◆ Information shown:
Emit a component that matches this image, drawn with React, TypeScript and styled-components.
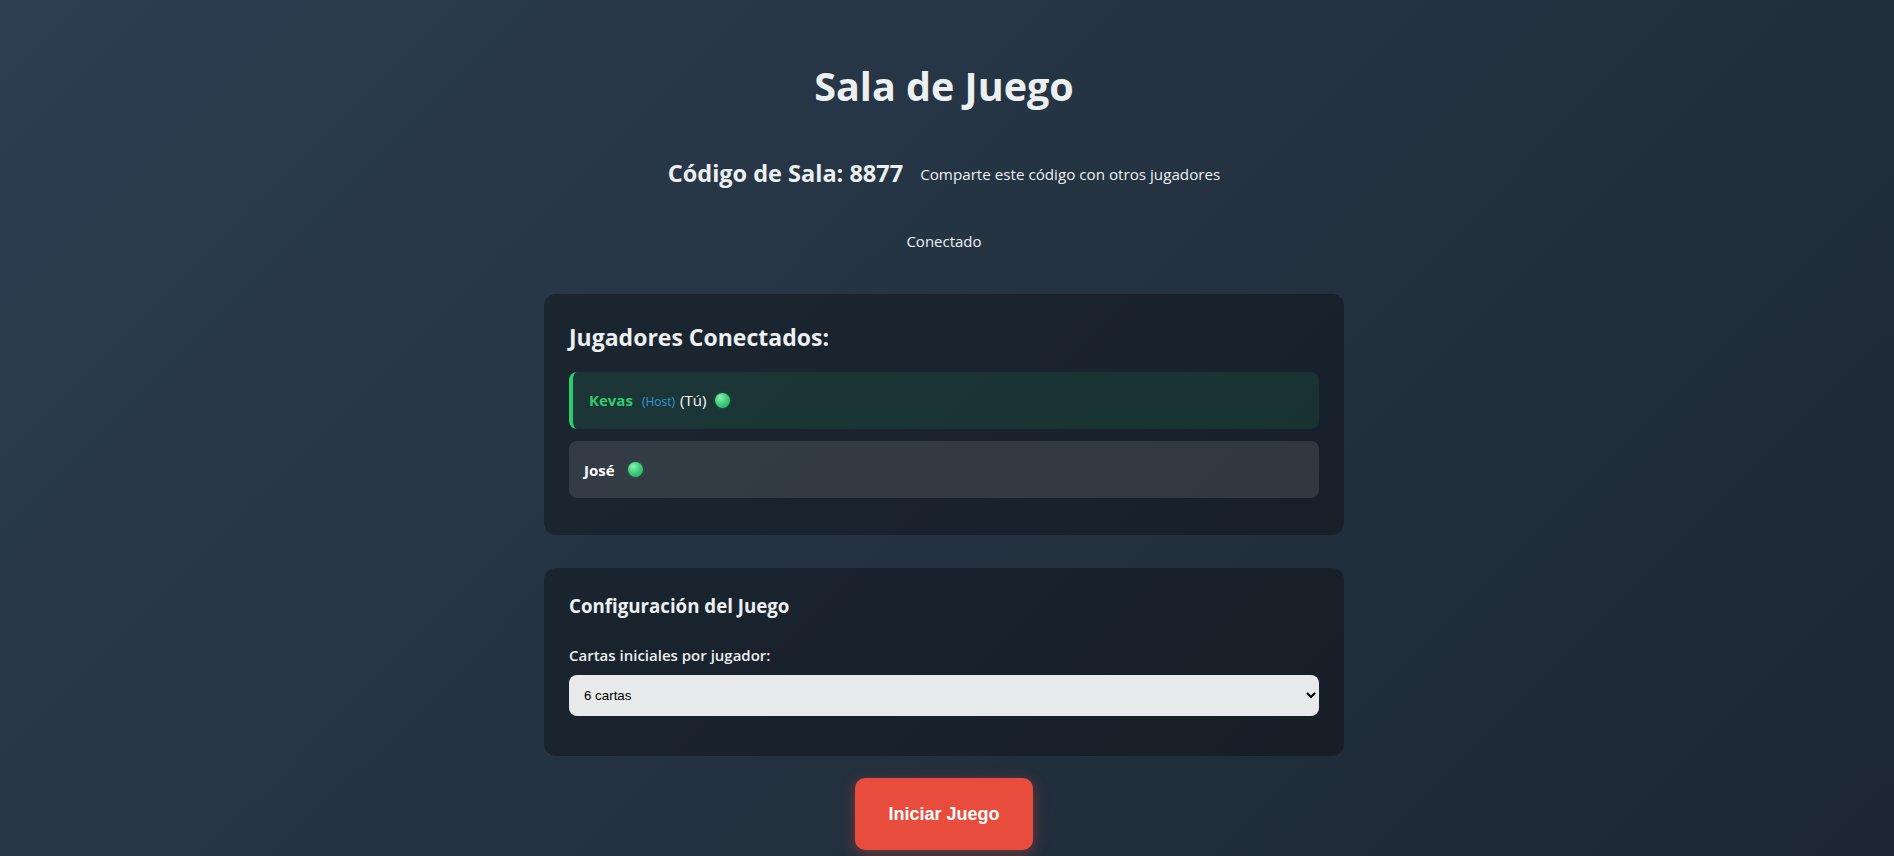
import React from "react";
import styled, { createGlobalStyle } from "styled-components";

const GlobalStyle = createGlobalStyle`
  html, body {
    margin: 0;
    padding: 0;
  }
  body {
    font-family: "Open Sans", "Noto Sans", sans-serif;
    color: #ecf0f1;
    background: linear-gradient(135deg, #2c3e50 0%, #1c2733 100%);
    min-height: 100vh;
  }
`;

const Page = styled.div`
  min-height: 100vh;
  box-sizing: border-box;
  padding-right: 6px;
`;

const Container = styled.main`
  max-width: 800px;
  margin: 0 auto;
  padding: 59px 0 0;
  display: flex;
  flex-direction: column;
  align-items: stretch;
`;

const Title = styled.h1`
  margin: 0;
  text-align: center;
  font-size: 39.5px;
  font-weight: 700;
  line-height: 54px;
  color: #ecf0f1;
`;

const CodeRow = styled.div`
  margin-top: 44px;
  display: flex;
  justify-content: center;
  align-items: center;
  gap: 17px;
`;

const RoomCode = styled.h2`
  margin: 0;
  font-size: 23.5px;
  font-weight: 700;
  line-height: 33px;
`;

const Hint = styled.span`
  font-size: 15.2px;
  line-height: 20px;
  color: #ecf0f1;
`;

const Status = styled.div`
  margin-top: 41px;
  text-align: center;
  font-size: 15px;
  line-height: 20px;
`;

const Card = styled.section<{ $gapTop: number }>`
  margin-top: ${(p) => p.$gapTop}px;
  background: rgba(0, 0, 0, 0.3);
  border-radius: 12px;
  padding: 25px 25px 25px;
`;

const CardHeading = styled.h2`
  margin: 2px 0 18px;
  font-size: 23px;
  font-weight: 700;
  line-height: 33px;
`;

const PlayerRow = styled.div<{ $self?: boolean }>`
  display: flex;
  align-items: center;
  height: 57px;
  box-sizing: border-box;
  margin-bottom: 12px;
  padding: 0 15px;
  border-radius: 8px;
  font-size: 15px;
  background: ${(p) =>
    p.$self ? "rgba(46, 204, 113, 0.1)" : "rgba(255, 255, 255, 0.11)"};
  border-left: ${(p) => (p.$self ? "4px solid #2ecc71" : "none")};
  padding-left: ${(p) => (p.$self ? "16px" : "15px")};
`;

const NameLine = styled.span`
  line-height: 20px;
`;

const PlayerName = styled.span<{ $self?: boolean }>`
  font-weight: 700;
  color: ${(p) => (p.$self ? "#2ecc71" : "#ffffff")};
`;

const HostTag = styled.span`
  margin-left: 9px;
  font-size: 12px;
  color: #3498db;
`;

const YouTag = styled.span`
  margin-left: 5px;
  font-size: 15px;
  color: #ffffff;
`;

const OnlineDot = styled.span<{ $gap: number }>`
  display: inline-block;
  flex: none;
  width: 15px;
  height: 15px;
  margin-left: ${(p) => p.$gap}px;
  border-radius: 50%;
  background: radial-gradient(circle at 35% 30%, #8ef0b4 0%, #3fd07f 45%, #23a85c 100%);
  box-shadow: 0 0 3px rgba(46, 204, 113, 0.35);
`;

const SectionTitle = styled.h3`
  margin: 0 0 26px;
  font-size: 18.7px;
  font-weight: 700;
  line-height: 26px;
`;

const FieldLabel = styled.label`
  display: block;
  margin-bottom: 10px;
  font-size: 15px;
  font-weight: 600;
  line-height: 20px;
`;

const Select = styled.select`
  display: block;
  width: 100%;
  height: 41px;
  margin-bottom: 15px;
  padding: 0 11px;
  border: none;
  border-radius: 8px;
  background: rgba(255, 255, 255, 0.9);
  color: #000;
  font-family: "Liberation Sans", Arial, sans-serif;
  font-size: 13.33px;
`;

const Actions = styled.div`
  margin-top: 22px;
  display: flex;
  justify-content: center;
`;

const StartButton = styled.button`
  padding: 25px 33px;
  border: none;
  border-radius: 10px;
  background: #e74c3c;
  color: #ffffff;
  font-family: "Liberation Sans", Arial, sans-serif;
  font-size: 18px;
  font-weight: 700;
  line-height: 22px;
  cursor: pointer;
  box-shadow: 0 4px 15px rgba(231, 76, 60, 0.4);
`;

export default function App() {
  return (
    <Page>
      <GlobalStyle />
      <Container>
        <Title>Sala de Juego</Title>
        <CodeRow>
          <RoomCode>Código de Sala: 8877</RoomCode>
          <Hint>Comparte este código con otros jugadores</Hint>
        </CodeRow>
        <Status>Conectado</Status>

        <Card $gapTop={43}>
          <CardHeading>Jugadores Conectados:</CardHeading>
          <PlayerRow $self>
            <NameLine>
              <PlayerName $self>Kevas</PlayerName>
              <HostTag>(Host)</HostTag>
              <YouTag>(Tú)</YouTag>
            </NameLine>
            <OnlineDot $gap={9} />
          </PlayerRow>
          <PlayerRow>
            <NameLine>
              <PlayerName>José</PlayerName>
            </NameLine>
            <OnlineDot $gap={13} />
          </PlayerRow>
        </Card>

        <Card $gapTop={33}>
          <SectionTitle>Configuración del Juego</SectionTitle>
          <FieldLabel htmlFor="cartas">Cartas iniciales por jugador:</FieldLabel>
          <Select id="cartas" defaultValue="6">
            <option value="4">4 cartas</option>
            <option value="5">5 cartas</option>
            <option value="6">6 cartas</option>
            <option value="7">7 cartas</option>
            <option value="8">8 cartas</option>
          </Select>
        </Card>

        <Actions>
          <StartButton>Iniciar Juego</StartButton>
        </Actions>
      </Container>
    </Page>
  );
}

◆ Task goal: Show each line of the listing that holds the string "components".

◆ Result for this exercise:
Emit a component that matches this image, drawn with React, TypeScript and styled-components.
import styled, { createGlobalStyle } from "styled-components";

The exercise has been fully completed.